__Task directions__: Write out the data below in full, unchanged, minus the images.
_ _ _ _
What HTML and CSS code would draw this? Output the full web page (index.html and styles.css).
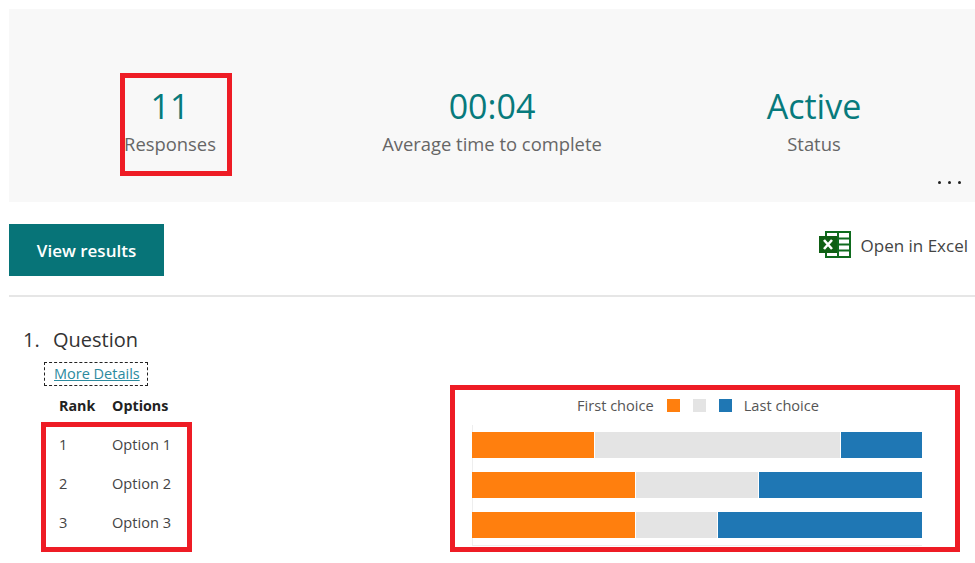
FILE: index.html
```html
<!DOCTYPE html>
<html lang="en">
  <head>
    <meta charset="UTF-8" />
    <meta name="viewport" content="width=device-width, initial-scale=1.0" />
    <title>Form responses</title>
    <link rel="stylesheet" href="styles.css">
  </head>
  <body>
    <div class="summary">
      <div class="stat">
        <div class="stat-value">11</div>
        <div class="stat-label">Responses</div>
      </div>
      <div class="stat">
        <div class="stat-value">00:04</div>
        <div class="stat-label">Average time to complete</div>
      </div>
      <div class="stat">
        <div class="stat-value">Active</div>
        <div class="stat-label">Status</div>
      </div>
      <div class="more-dots"><span></span><span></span><span></span></div>
    </div>

    <div class="actions">
      <button class="view-results">View results</button>
      <div class="open-excel">
        <svg class="excel-icon" viewBox="0 0 32 27" width="32" height="27">
          <rect x="7" y="1" width="24" height="25" fill="#fff" stroke="#0f6b1e" stroke-width="2" />
          <path d="M7 7.5H31M7 13.5H31M7 19.5H31M19 1V26" stroke="#0f6b1e" stroke-width="2" fill="none" />
          <rect x="0" y="5" width="18" height="17" fill="#0f5f14" />
          <path d="M5 9L13 18M13 9L5 18" stroke="#fff" stroke-width="2.6" fill="none" />
        </svg>
        <span>Open in Excel</span>
      </div>
    </div>

    <div class="question">
      <div class="question-left">
        <div class="question-title"><span class="question-num">1.</span>Question</div>
        <a class="more-details" href="#">More Details</a>
        <table class="rank-table">
          <tr><th class="rank-col">Rank</th><th>Options</th></tr>
          <tr><td class="rank-col">1</td><td>Option 1</td></tr>
          <tr><td class="rank-col">2</td><td>Option 2</td></tr>
          <tr><td class="rank-col">3</td><td>Option 3</td></tr>
        </table>
      </div>
      <div class="chart">
        <div class="legend">
          <span>First choice</span>
          <i class="swatch first"></i>
          <i class="swatch middle"></i>
          <i class="swatch last"></i>
          <span class="legend-last">Last choice</span>
        </div>
        <div class="bars">
          <div class="bar">
            <div class="seg first" style="flex-grow: 3"></div>
            <div class="seg middle" style="flex-grow: 6"></div>
            <div class="seg last" style="flex-grow: 2"></div>
          </div>
          <div class="bar">
            <div class="seg first" style="flex-grow: 4"></div>
            <div class="seg middle" style="flex-grow: 3"></div>
            <div class="seg last" style="flex-grow: 4"></div>
          </div>
          <div class="bar">
            <div class="seg first" style="flex-grow: 4"></div>
            <div class="seg middle" style="flex-grow: 2"></div>
            <div class="seg last" style="flex-grow: 5"></div>
          </div>
        </div>
      </div>
    </div>

    <div class="callout callout-responses"></div>
    <div class="callout callout-options"></div>
    <div class="callout callout-chart"></div>
  </body>
</html>
```

FILE: styles.css
```css
body {
  margin: 0;
  padding: 9px 0 0 9px;
  height: 563px;
  box-sizing: border-box;
  overflow: hidden;
  background-color: #fff;
  font-family: "Open Sans", "Noto Sans", sans-serif;
  color: #333;
}

.summary {
  position: relative;
  display: flex;
  height: 193px;
  padding-top: 72px;
  box-sizing: border-box;
  background-color: #f8f8f8;
}

.stat {
  flex: 1;
  text-align: center;
}

.stat-value {
  font-size: 34px;
  line-height: 50px;
  color: #077a7c;
}

.stat-label {
  font-size: 18.4px;
  line-height: 26px;
  color: #666;
}

.more-dots {
  position: absolute;
  right: 14px;
  bottom: 18px;
  display: flex;
  gap: 7px;
}

.more-dots span {
  width: 3px;
  height: 3px;
  border-radius: 50%;
  background-color: #222;
}

.actions {
  display: flex;
  justify-content: space-between;
  padding: 22px 0 19px;
  border-bottom: 2px solid #e6e6e6;
}

.view-results {
  width: 155px;
  height: 52px;
  border: none;
  background-color: #077478;
  color: #fff;
  font-family: inherit;
  font-size: 17px;
  font-weight: 600;
}

.open-excel {
  display: flex;
  align-items: flex-start;
  gap: 10px;
  padding: 7px 7px 0 0;
  font-size: 17px;
  line-height: 29px;
  color: #444;
}

.question {
  display: flex;
}

.question-left {
  width: 441px;
  padding: 29px 0 0 14px;
  box-sizing: border-box;
}

.question-title {
  font-size: 20px;
  line-height: 28px;
}

.question-num {
  display: inline-block;
  width: 30px;
}

.more-details {
  display: inline-block;
  margin: 8px 0 0 21px;
  padding: 0 7px 0 9px;
  border: 1px dashed #222;
  font-size: 14.5px;
  line-height: 22px;
  color: #2b8a9e;
}

.rank-table {
  border-collapse: collapse;
  margin: 0 0 0 36px;
  font-size: 14.6px;
}

.rank-table th {
  height: 38px;
  padding: 0;
  text-align: left;
  font-size: 14.3px;
  font-weight: 700;
  color: #222;
}

.rank-table td {
  height: 39px;
  padding: 0;
  color: #444;
}

.rank-col {
  width: 53px;
}

.chart {
  padding: 98px 0 0 22px;
}

.legend {
  display: flex;
  align-items: center;
  height: 20px;
  padding-left: 105px;
  font-size: 14.6px;
  color: #555;
}

.swatch {
  width: 13px;
  height: 13px;
  margin-left: 13px;
}

.legend-last {
  margin-left: 12px;
}

.bars {
  display: flex;
  flex-direction: column;
  gap: 14px;
  width: 449px;
  margin-top: 10px;
  padding: 7px 0;
  border-left: 1px solid #eee;
  border-bottom: 1px solid #eee;
}

.bar {
  display: flex;
  gap: 1px;
  height: 26px;
  margin-left: -1px;
}

.seg {
  flex-basis: 0;
}

.first {
  background-color: #ff7f0e;
}

.middle {
  background-color: #e4e4e4;
}

.last {
  background-color: #1f77b4;
}

/* red annotation boxes drawn over the page */
.callout {
  position: absolute;
  box-sizing: border-box;
  border: 5px solid #ee1c25;
}

.callout-responses {
  left: 120px;
  top: 73px;
  width: 112px;
  height: 103px;
}

.callout-options {
  left: 41px;
  top: 422px;
  width: 151px;
  height: 130px;
}

.callout-chart {
  left: 450px;
  top: 385px;
  width: 510px;
  height: 167px;
}
```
_ _ _ _
__The reply__:
What HTML and CSS code would draw this? Output the full web page (index.html and styles.css).
FILE: index.html
```html
<!DOCTYPE html>
<html lang="en">
  <head>
    <meta charset="UTF-8" />
    <meta name="viewport" content="width=device-width, initial-scale=1.0" />
    <title>Form responses</title>
    <link rel="stylesheet" href="styles.css">
  </head>
  <body>
    <div class="summary">
      <div class="stat">
        <div class="stat-value">11</div>
        <div class="stat-label">Responses</div>
      </div>
      <div class="stat">
        <div class="stat-value">00:04</div>
        <div class="stat-label">Average time to complete</div>
      </div>
      <div class="stat">
        <div class="stat-value">Active</div>
        <div class="stat-label">Status</div>
      </div>
      <div class="more-dots"><span></span><span></span><span></span></div>
    </div>

    <div class="actions">
      <button class="view-results">View results</button>
      <div class="open-excel">
        <svg class="excel-icon" viewBox="0 0 32 27" width="32" height="27">
          <rect x="7" y="1" width="24" height="25" fill="#fff" stroke="#0f6b1e" stroke-width="2" />
          <path d="M7 7.5H31M7 13.5H31M7 19.5H31M19 1V26" stroke="#0f6b1e" stroke-width="2" fill="none" />
          <rect x="0" y="5" width="18" height="17" fill="#0f5f14" />
          <path d="M5 9L13 18M13 9L5 18" stroke="#fff" stroke-width="2.6" fill="none" />
        </svg>
        <span>Open in Excel</span>
      </div>
    </div>

    <div class="question">
      <div class="question-left">
        <div class="question-title"><span class="question-num">1.</span>Question</div>
        <a class="more-details" href="#">More Details</a>
        <table class="rank-table">
          <tr><th class="rank-col">Rank</th><th>Options</th></tr>
          <tr><td class="rank-col">1</td><td>Option 1</td></tr>
          <tr><td class="rank-col">2</td><td>Option 2</td></tr>
          <tr><td class="rank-col">3</td><td>Option 3</td></tr>
        </table>
      </div>
      <div class="chart">
        <div class="legend">
          <span>First choice</span>
          <i class="swatch first"></i>
          <i class="swatch middle"></i>
          <i class="swatch last"></i>
          <span class="legend-last">Last choice</span>
        </div>
        <div class="bars">
          <div class="bar">
            <div class="seg first" style="flex-grow: 3"></div>
            <div class="seg middle" style="flex-grow: 6"></div>
            <div class="seg last" style="flex-grow: 2"></div>
          </div>
          <div class="bar">
            <div class="seg first" style="flex-grow: 4"></div>
            <div class="seg middle" style="flex-grow: 3"></div>
            <div class="seg last" style="flex-grow: 4"></div>
          </div>
          <div class="bar">
            <div class="seg first" style="flex-grow: 4"></div>
            <div class="seg middle" style="flex-grow: 2"></div>
            <div class="seg last" style="flex-grow: 5"></div>
          </div>
        </div>
      </div>
    </div>

    <div class="callout callout-responses"></div>
    <div class="callout callout-options"></div>
    <div class="callout callout-chart"></div>
  </body>
</html>
```

FILE: styles.css
```css
body {
  margin: 0;
  padding: 9px 0 0 9px;
  height: 563px;
  box-sizing: border-box;
  overflow: hidden;
  background-color: #fff;
  font-family: "Open Sans", "Noto Sans", sans-serif;
  color: #333;
}

.summary {
  position: relative;
  display: flex;
  height: 193px;
  padding-top: 72px;
  box-sizing: border-box;
  background-color: #f8f8f8;
}

.stat {
  flex: 1;
  text-align: center;
}

.stat-value {
  font-size: 34px;
  line-height: 50px;
  color: #077a7c;
}

.stat-label {
  font-size: 18.4px;
  line-height: 26px;
  color: #666;
}

.more-dots {
  position: absolute;
  right: 14px;
  bottom: 18px;
  display: flex;
  gap: 7px;
}

.more-dots span {
  width: 3px;
  height: 3px;
  border-radius: 50%;
  background-color: #222;
}

.actions {
  display: flex;
  justify-content: space-between;
  padding: 22px 0 19px;
  border-bottom: 2px solid #e6e6e6;
}

.view-results {
  width: 155px;
  height: 52px;
  border: none;
  background-color: #077478;
  color: #fff;
  font-family: inherit;
  font-size: 17px;
  font-weight: 600;
}

.open-excel {
  display: flex;
  align-items: flex-start;
  gap: 10px;
  padding: 7px 7px 0 0;
  font-size: 17px;
  line-height: 29px;
  color: #444;
}

.question {
  display: flex;
}

.question-left {
  width: 441px;
  padding: 29px 0 0 14px;
  box-sizing: border-box;
}

.question-title {
  font-size: 20px;
  line-height: 28px;
}

.question-num {
  display: inline-block;
  width: 30px;
}

.more-details {
  display: inline-block;
  margin: 8px 0 0 21px;
  padding: 0 7px 0 9px;
  border: 1px dashed #222;
  font-size: 14.5px;
  line-height: 22px;
  color: #2b8a9e;
}

.rank-table {
  border-collapse: collapse;
  margin: 0 0 0 36px;
  font-size: 14.6px;
}

.rank-table th {
  height: 38px;
  padding: 0;
  text-align: left;
  font-size: 14.3px;
  font-weight: 700;
  color: #222;
}

.rank-table td {
  height: 39px;
  padding: 0;
  color: #444;
}

.rank-col {
  width: 53px;
}

.chart {
  padding: 98px 0 0 22px;
}

.legend {
  display: flex;
  align-items: center;
  height: 20px;
  padding-left: 105px;
  font-size: 14.6px;
  color: #555;
}

.swatch {
  width: 13px;
  height: 13px;
  margin-left: 13px;
}

.legend-last {
  margin-left: 12px;
}

.bars {
  display: flex;
  flex-direction: column;
  gap: 14px;
  width: 449px;
  margin-top: 10px;
  padding: 7px 0;
  border-left: 1px solid #eee;
  border-bottom: 1px solid #eee;
}

.bar {
  display: flex;
  gap: 1px;
  height: 26px;
  margin-left: -1px;
}

.seg {
  flex-basis: 0;
}

.first {
  background-color: #ff7f0e;
}

.middle {
  background-color: #e4e4e4;
}

.last {
  background-color: #1f77b4;
}

/* red annotation boxes drawn over the page */
.callout {
  position: absolute;
  box-sizing: border-box;
  border: 5px solid #ee1c25;
}

.callout-responses {
  left: 120px;
  top: 73px;
  width: 112px;
  height: 103px;
}

.callout-options {
  left: 41px;
  top: 422px;
  width: 151px;
  height: 130px;
}

.callout-chart {
  left: 450px;
  top: 385px;
  width: 510px;
  height: 167px;
}
```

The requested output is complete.